Pages as source code:
# # # #

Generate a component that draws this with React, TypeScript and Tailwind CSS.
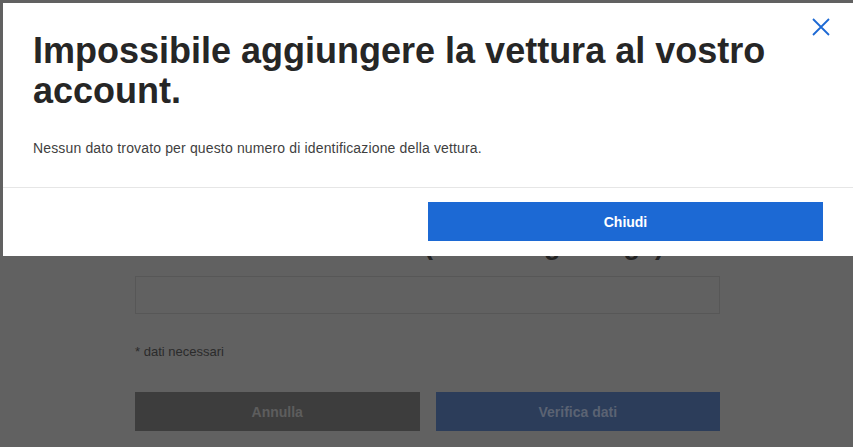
import React from "react"

const CloseIcon: React.FC = () => (
  <svg width="18" height="18" viewBox="0 0 18 18" fill="none">
    <path d="M1 1L17 17M17 1L1 17" stroke="#1c69d4" strokeWidth="1.8" />
  </svg>
)

const App: React.FC = () => {
  return (
    <div className="relative h-[447px] w-[853px] overflow-hidden bg-[#616161] font-['Liberation_Sans',Arial,sans-serif]">
      {/* page behind the dialog */}
      <div className="ml-[135px] flex w-[585px] flex-col">
        <h1 className="-mt-[42px] pl-[6px] text-[37px] font-bold leading-[44px] text-[#232323]">Aggiungi vettura</h1>
        <h2 className="mt-[227px] pl-[70px] text-[27px] font-bold leading-[32px] text-[#232323]">
          Numero di telaio (VIN o targa lunga)
        </h2>
        <div className="mt-[15px] h-[38px] border border-[#575757]" />
        <p className="mt-[29px] text-[13px] leading-[18px] text-[#2b2b2b]">* dati necessari</p>
        <div className="mt-[31px] grid grid-cols-2 gap-4">
          <button className="h-[39px] bg-[#3d3d3d] text-sm font-bold text-[#5d5d5d]">Annulla</button>
          <button className="h-[39px] bg-[#2c3d5a] text-sm font-bold text-[#5b6373]">Verifica dati</button>
        </div>
      </div>

      {/* dialog */}
      <div className="absolute left-[3px] right-0 top-[3px] bg-white">
        <button className="absolute right-[23px] top-[15px]">
          <CloseIcon />
        </button>
        <div className="px-[30px] pt-[28px]">
          <h1 className="text-[36px] font-bold leading-[40px] text-[#262626]">
            Impossibile aggiungere la vettura al vostro account.
          </h1>
          <p className="mt-[27px] text-sm leading-5 tracking-[0.15px] text-[#3f3f3f]">
            Nessun dato trovato per questo numero di identificazione della vettura.
          </p>
        </div>
        <div className="mt-[29px] h-px bg-[#e6e6e6]" />
        <div className="grid grid-cols-2 px-[30px] pb-[15px] pt-[14px]">
          <div />
          <button className="h-[39px] bg-[#1c69d4] text-sm font-bold text-white">Chiudi</button>
        </div>
      </div>
    </div>
  )
}

export default App
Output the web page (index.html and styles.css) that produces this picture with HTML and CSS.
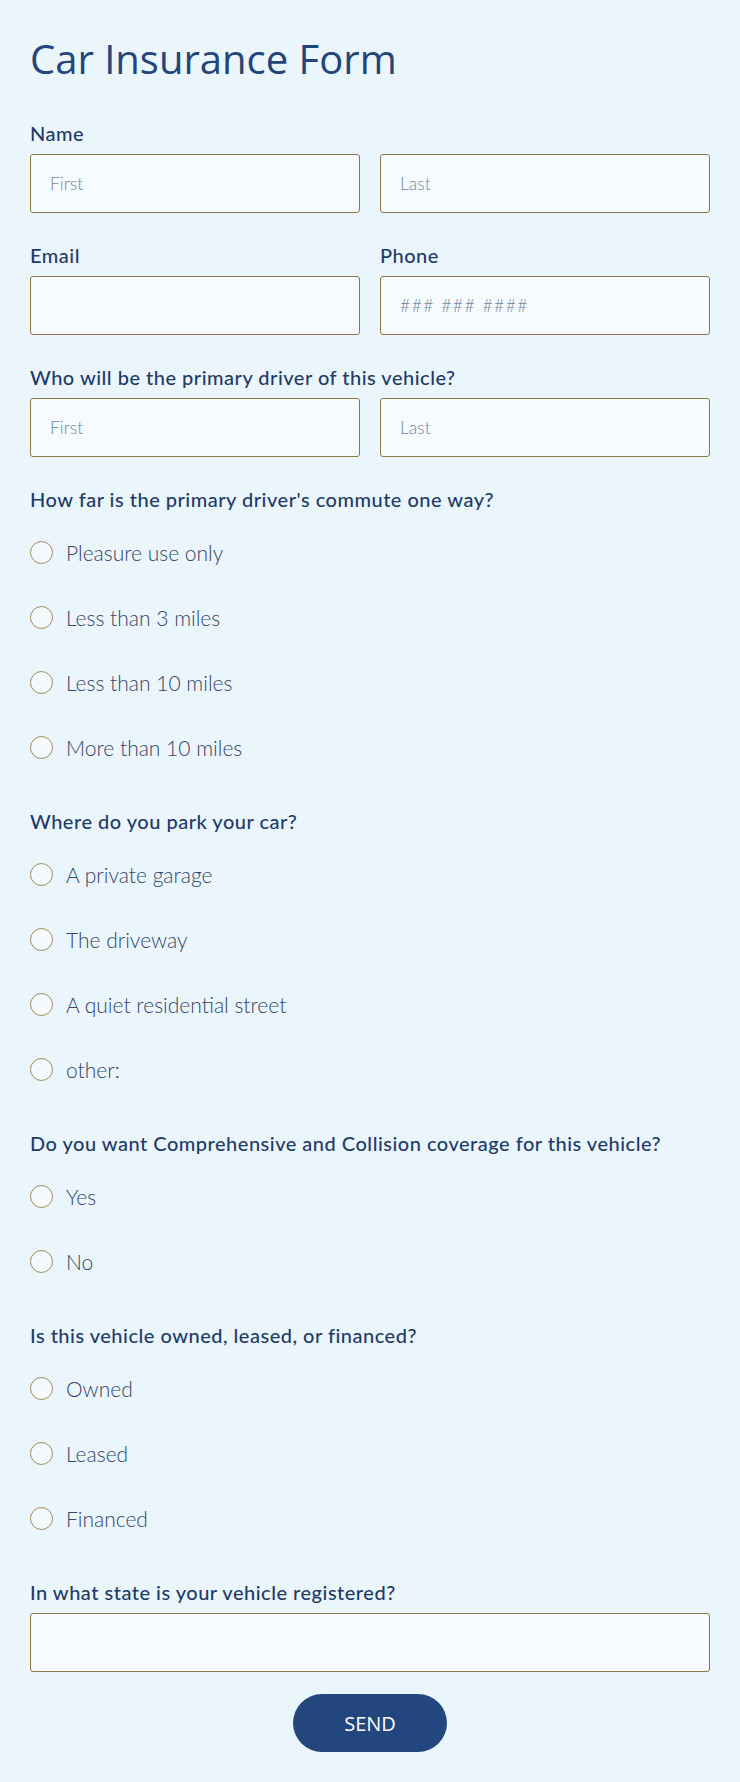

# # # #

§ Aim: Copy all the data exactly as written, but skip any picture.

§ Response below:
Generate a component that draws this with React, TypeScript and Tailwind CSS.
import React from "react"

const CloseIcon: React.FC = () => (
  <svg width="18" height="18" viewBox="0 0 18 18" fill="none">
    <path d="M1 1L17 17M17 1L1 17" stroke="#1c69d4" strokeWidth="1.8" />
  </svg>
)

const App: React.FC = () => {
  return (
    <div className="relative h-[447px] w-[853px] overflow-hidden bg-[#616161] font-['Liberation_Sans',Arial,sans-serif]">
      {/* page behind the dialog */}
      <div className="ml-[135px] flex w-[585px] flex-col">
        <h1 className="-mt-[42px] pl-[6px] text-[37px] font-bold leading-[44px] text-[#232323]">Aggiungi vettura</h1>
        <h2 className="mt-[227px] pl-[70px] text-[27px] font-bold leading-[32px] text-[#232323]">
          Numero di telaio (VIN o targa lunga)
        </h2>
        <div className="mt-[15px] h-[38px] border border-[#575757]" />
        <p className="mt-[29px] text-[13px] leading-[18px] text-[#2b2b2b]">* dati necessari</p>
        <div className="mt-[31px] grid grid-cols-2 gap-4">
          <button className="h-[39px] bg-[#3d3d3d] text-sm font-bold text-[#5d5d5d]">Annulla</button>
          <button className="h-[39px] bg-[#2c3d5a] text-sm font-bold text-[#5b6373]">Verifica dati</button>
        </div>
      </div>

      {/* dialog */}
      <div className="absolute left-[3px] right-0 top-[3px] bg-white">
        <button className="absolute right-[23px] top-[15px]">
          <CloseIcon />
        </button>
        <div className="px-[30px] pt-[28px]">
          <h1 className="text-[36px] font-bold leading-[40px] text-[#262626]">
            Impossibile aggiungere la vettura al vostro account.
          </h1>
          <p className="mt-[27px] text-sm leading-5 tracking-[0.15px] text-[#3f3f3f]">
            Nessun dato trovato per questo numero di identificazione della vettura.
          </p>
        </div>
        <div className="mt-[29px] h-px bg-[#e6e6e6]" />
        <div className="grid grid-cols-2 px-[30px] pb-[15px] pt-[14px]">
          <div />
          <button className="h-[39px] bg-[#1c69d4] text-sm font-bold text-white">Chiudi</button>
        </div>
      </div>
    </div>
  )
}

export default App
Output the web page (index.html and styles.css) that produces this picture with HTML and CSS.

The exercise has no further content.